The New York-based insurer denies it is cutting prices.

But in one example of its aggressive rate-cutting, a unit of its commercial insurance division agreed to provide coverage for the Las Vegas McCarran International Airport at a price 60% below what was charged for the same policy a year earlier.

Last year the airport paid $3.54 million to a consortium of seven insurers led by Travelers Group for a property, boiler and machinery insurance policy worth $1.7 billion, an airport spokesman said.

This year the airport got its coverage from Lexington Insurance Co, a large AIG unit, for just $1.4 million. The insurer agreed to take on the airport coverage with one other insurer, compared with the seven that had been on the program the prior year, leaving fewer carriers to shoulder any potential losses.

By selling policies for less while taking on more risk, AIG is raising the chances that it will be hit by large losses. It also makes it harder for other insurers to sell policies that are priced high enough to cover potential losses.

"Cutting rates at a time when rates should be strengthening is a quick way to going out of business," AIG's former chief executive, Maurice "Hank" Greenberg, a frequent critic of the company's management, told Reuters. . . .

"AIG has the money to do things that it could not do without it," said Thom Bradshaw, an insurance wholesaler in Monticello, Indiana. "With $150 billion of taxpayer money we could all be more aggressive, but a) it is irresponsible and b) it is unfair" to the rest of the industry, he added. . . .

Cliff Gallant, an insurance analyst with Keefe, Bruyette & Woods in New York, noted that AIG's insurance units are highly rated and not at risk of collapse.

But if that changed, "it would cause considerable strain on the industry," Gallant said.

It is also possible that the U.S. government, as AIG's majority owner, would feel obliged to step in with more financial support for the insurance subsidiaries if underwriting losses become a problem.

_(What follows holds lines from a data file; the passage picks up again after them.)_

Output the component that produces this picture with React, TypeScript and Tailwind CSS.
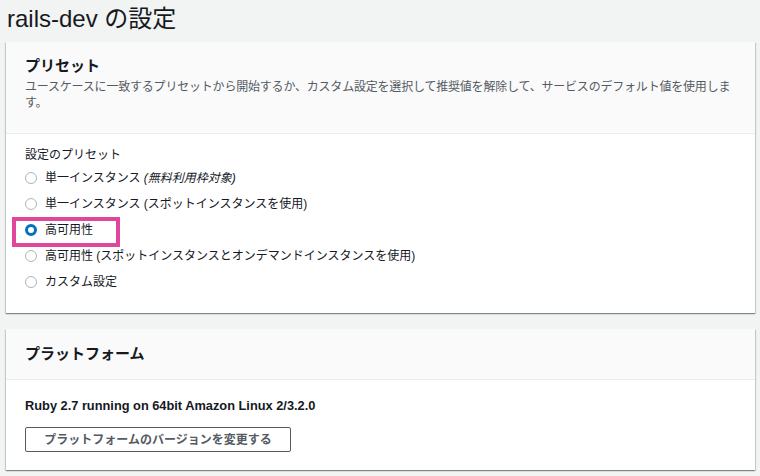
import React from "react";

const font = {
  fontFamily:
    '"Liberation Sans", "Noto Sans CJK JP", "Noto Sans", sans-serif',
};

const options: { label: React.ReactNode; selected?: boolean }[] = [
  {
    label: (
      <>
        単一インスタンス <i>(無料利用枠対象)</i>
      </>
    ),
  },
  { label: "単一インスタンス (スポットインスタンスを使用)" },
  { label: "高可用性", selected: true },
  { label: "高可用性 (スポットインスタンスとオンデマンドインスタンスを使用)" },
  { label: "カスタム設定" },
];

function Radio({ selected }: { selected?: boolean }) {
  return selected ? (
    <span className="box-border block h-[12px] w-[12px] shrink-0 rounded-full border-[3.5px] border-[#0073bb] bg-white" />
  ) : (
    <span className="box-border block h-[12px] w-[12px] shrink-0 rounded-full border border-[#aab7b8] bg-white" />
  );
}

export default function App() {
  return (
    <div
      className="min-h-[476px] w-[760px] bg-[#f2f3f3] pl-[6px] pr-[5px] text-[#16191f]"
      style={font}
    >
      <h1 className="h-[42px] pl-[1px] pt-[3px] text-[24px] leading-[32px] font-normal">
        rails-dev の設定
      </h1>

      {/* Preset card */}
      <div className="bg-white shadow-[0_1px_1px_0_rgba(0,28,36,0.3),1px_1px_1px_0_rgba(0,28,36,0.15),-1px_1px_1px_0_rgba(0,28,36,0.15)]">
        <div className="border-b border-[#eaeded] bg-[#fafafa] px-[19px] pt-[13px] pb-[22px]">
          <h2 className="text-[15px] leading-[22px] font-bold">プリセット</h2>
          <p className="mt-[2px] text-[12px] leading-[16px] tracking-[-0.2px] text-[#545b64]">
            ユースケースに一致するプリセットから開始するか、カスタム設定を選択して推奨値を解除して、サービスのデフォルト値を使用します。
          </p>
        </div>
        <div className="px-[19px] pt-[13px] pb-[18px]">
          <div className="text-[12px] leading-[16px]">設定のプリセット</div>
          <div className="mt-[2px] flex flex-col">
            {options.map((o, i) => (
              <div
                key={i}
                className="relative flex h-[26px] items-center gap-[8px] text-[12px]"
              >
                <span className="flex w-[12px] shrink-0 justify-center">
                  <Radio selected={o.selected} />
                </span>
                <span>{o.label}</span>
                {o.selected && (
                  <span className="pointer-events-none absolute left-[-13px] top-0 h-[30px] w-[108px] border-4 border-[#df479d]" />
                )}
              </div>
            ))}
          </div>
        </div>
      </div>

      {/* Platform card */}
      <div className="mt-[16px] bg-white shadow-[0_1px_1px_0_rgba(0,28,36,0.3),1px_1px_1px_0_rgba(0,28,36,0.15),-1px_1px_1px_0_rgba(0,28,36,0.15)]">
        <div className="border-b border-[#eaeded] bg-[#fafafa] px-[19px] pt-[14px] pb-[14px]">
          <h2 className="text-[15px] leading-[22px] font-bold">プラットフォーム</h2>
        </div>
        <div className="px-[19px] pt-[18px] pb-[18px]">
          <div className="text-[12.8px] leading-[16px] font-bold">
            Ruby 2.7 running on 64bit Amazon Linux 2/3.2.0
          </div>
          <button className="mt-[13px] box-border flex h-[25px] w-[266px] items-center justify-center rounded-[2px] border border-[#545b64] bg-white text-[12px] font-bold text-[#545b64]">
            プラットフォームのバージョンを変更する
          </button>
        </div>
      </div>
    </div>
  );
}
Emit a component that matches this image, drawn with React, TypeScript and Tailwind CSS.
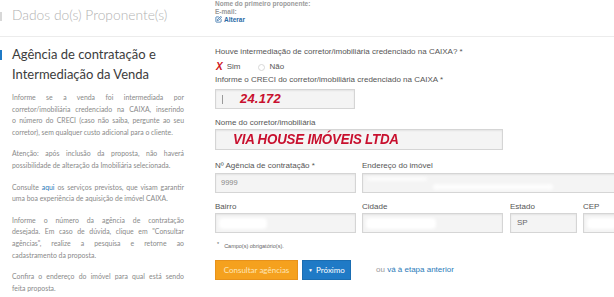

About $15 billion of a $60 billion government loan to AIG had already been consumed by its insurance units as of November 5, according to the company's latest quarterly filing.

"One way or another, I don't see how it is avoidable: The amount that the government will ultimately apply to AIG will exceed the amount that it has provided so far," said Donn Vickrey, an analyst with research firm Gradient Analytics.